Heritage Jazz Festival to highlight the music that helped grow Ogden

Heritage Jazz Festival to highlight the music that helped grow Ogden

OGDEN — All that jazz might finally begin getting the recognition it deserves around here.

A little over 21 years ago, a new concert series called Jazz in the Skyroom got its start in a banquet room at Weber State University. Local jazz musicians would get together and play the music they love to small, appreciative audiences.

Eventually, the monthly jazz concerts moved to Ogden’s Union Station and were re-christened Jazz at the Station.
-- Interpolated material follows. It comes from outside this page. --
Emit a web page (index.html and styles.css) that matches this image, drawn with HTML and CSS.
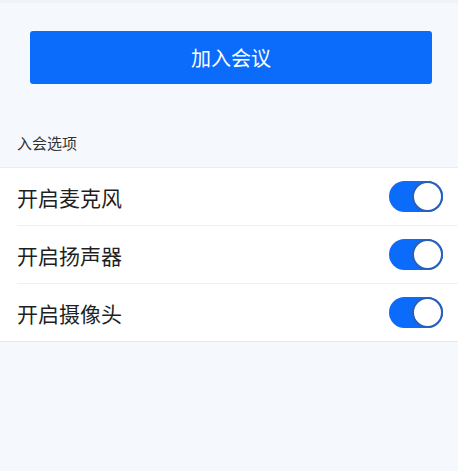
FILE: index.html
```html
<!DOCTYPE html>
<html lang="zh-CN">
<head>
    <meta charset="UTF-8">
    <meta name="viewport" content="width=device-width, initial-scale=1.0">
    <title>加入会议</title>
    <link rel="stylesheet" href="styles.css">
</head>
<body>
    <div class="page">
        <div class="actions">
            <div class="join-button">加入会议</div>
        </div>
        <div class="section-title">入会选项</div>
        <div class="options">
            <div class="option">
                <span class="option-label">开启麦克风</span>
                <span class="switch on"><span class="knob"></span></span>
            </div>
            <div class="option">
                <span class="option-label">开启扬声器</span>
                <span class="switch on"><span class="knob"></span></span>
            </div>
            <div class="option">
                <span class="option-label">开启摄像头</span>
                <span class="switch on"><span class="knob"></span></span>
            </div>
        </div>
    </div>
</body>
</html>
```

FILE: styles.css
```css
html, body {
    margin: 0;
    height: 100%;
}
body {
    font-family: "Noto Sans CJK SC", "Noto Sans", sans-serif;
    background-color: #f5f9fd;
    border-top: 3px solid #f0f2f5;
    box-sizing: border-box;
}
.actions {
    padding: 28px 26px 0 30px;
}
.join-button {
    height: 53px;
    line-height: 53px;
    border-radius: 3px;
    background-color: #0b6cfb;
    color: #fff;
    font-size: 20px;
    text-align: center;
}
.section-title {
    padding: 48px 17px 13px;
    line-height: 22px;
    font-size: 15px;
    color: #333;
}
.options {
    background-color: #fff;
    border-top: 1px solid #e9edf2;
    border-bottom: 1px solid #e4e8ee;
}
.option {
    display: flex;
    align-items: center;
    justify-content: space-between;
    height: 57px;
    margin-left: 17px;
    padding-right: 15px;
    border-bottom: 1px solid #eef0f3;
}
.option:last-child {
    border-bottom: none;
}
.option-label {
    font-size: 21px;
    color: #1f1f1f;
}
.switch {
    display: flex;
    align-items: center;
    justify-content: flex-end;
    width: 54px;
    height: 31px;
    border-radius: 16px;
    background-color: #0b6cfb;
}
.knob {
    width: 27px;
    height: 27px;
    border-radius: 50%;
    background-color: #fff;
    border: 2px solid #2a5fb8;
}
```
These days, the free monthly shows play to what is almost always a standing-room-only crowd. And now, the small series is taking a giant leap this week with the first Heritage Jazz Festival.

Caril Jennings, who founded Jazz in the Skyroom and is now co-producer — with her son Benjamin Jennings — of the popular Jazz at the Station, has put together an entire afternoon/evening of jazz that will be performed in the heart of the city’s three-day Heritage Festival 150th Anniversary. The street festival will take place Thursday, Friday and Saturday on Historic 25th Street in downtown Ogden.

“Our Heritage Jazz Festival is nestled in the middle of that festival,” Jennings said.

Music begins at 1 p.m. Friday on the Heritage Festival 150’s main stage at Grant Avenue and Historic 25th Street. The jazz will continue through 9 p.m. that evening.

The schedule for Friday’s jazz fest includes:

• 1 p.m. — Ogden High School and Mount Ogden Junior High School Jazz Ensembles will

• 2 p.m. Davinci Jazz Ensemble

• 3 p.m. METRO, made up of members of the WSU Jazz Ensemble

• 4 p.m. — Jazz Jam, a student jam session

• 4:30 p.m. — (Intermission)

• 6 p.m. — Lars Yorgason Singers, a Manhattan Transfer-style local vocal jazz group

• 7 p.m. — Joe McQueen Quartet and Friends

The jazz fest will feature a combination of young jazz musicians and local professionals. And while everyone will enjoy music from the professionals, Jennings said she thinks people will be pleasantly surprised by the music produced by the young students.

“These kids are excited to play on a stage,” she said. “And the audience eats them up, because they’re just so darn cute.”

The Jazz Jam should also be interesting, according to Jennings, with those young students who are brave enough invited to join some of the faculty members on stage for 30 minutes of mostly improvised music.

“That’s how jazz works,” Jennings said. “You meet strangers, and you make music with them.”

Jennings said Friday’s event is part of a week of jazz music that started on Monday with Don Keipp’s Crosstown Big Band playing at the free Excellence in the Community concert series at Peery’s Egyptian Theater and will conclude this Saturday night with the free Jazz Arts Celebration 2019. This last event will feature the Salt Lake City big band Night Star Jazz Orchestra playing a concert at 7:30 p.m. Saturday in the Ogden High School auditorium, 2828 Harrison Blvd.

When officials first started talking about the 150th anniversary of the driving of the Golden Spike, Jennings was there to put in a good word for jazz.

“When they started talking about this sesquicentennial stuff, I attended a public meeting and told them, ‘I’d like to make sure if you’re talking about the history of Weber County that you also talk about jazz.”

Because jazz, Jennings insists, was an integral part of the development of Ogden — and a key component in helping to desegregate the town’s 25th Street.

Jennings hopes to make her Heritage Jazz Festival an annual event, held in conjunction with Union Station’s yearly Heritage Festival.

“In some ways I’m a missionary for jazz,” Jennings said. “I don’t play, I’m not an expert, but I just love jazz. Classical I love, too, but jazz is playful — it’s a lot freer.”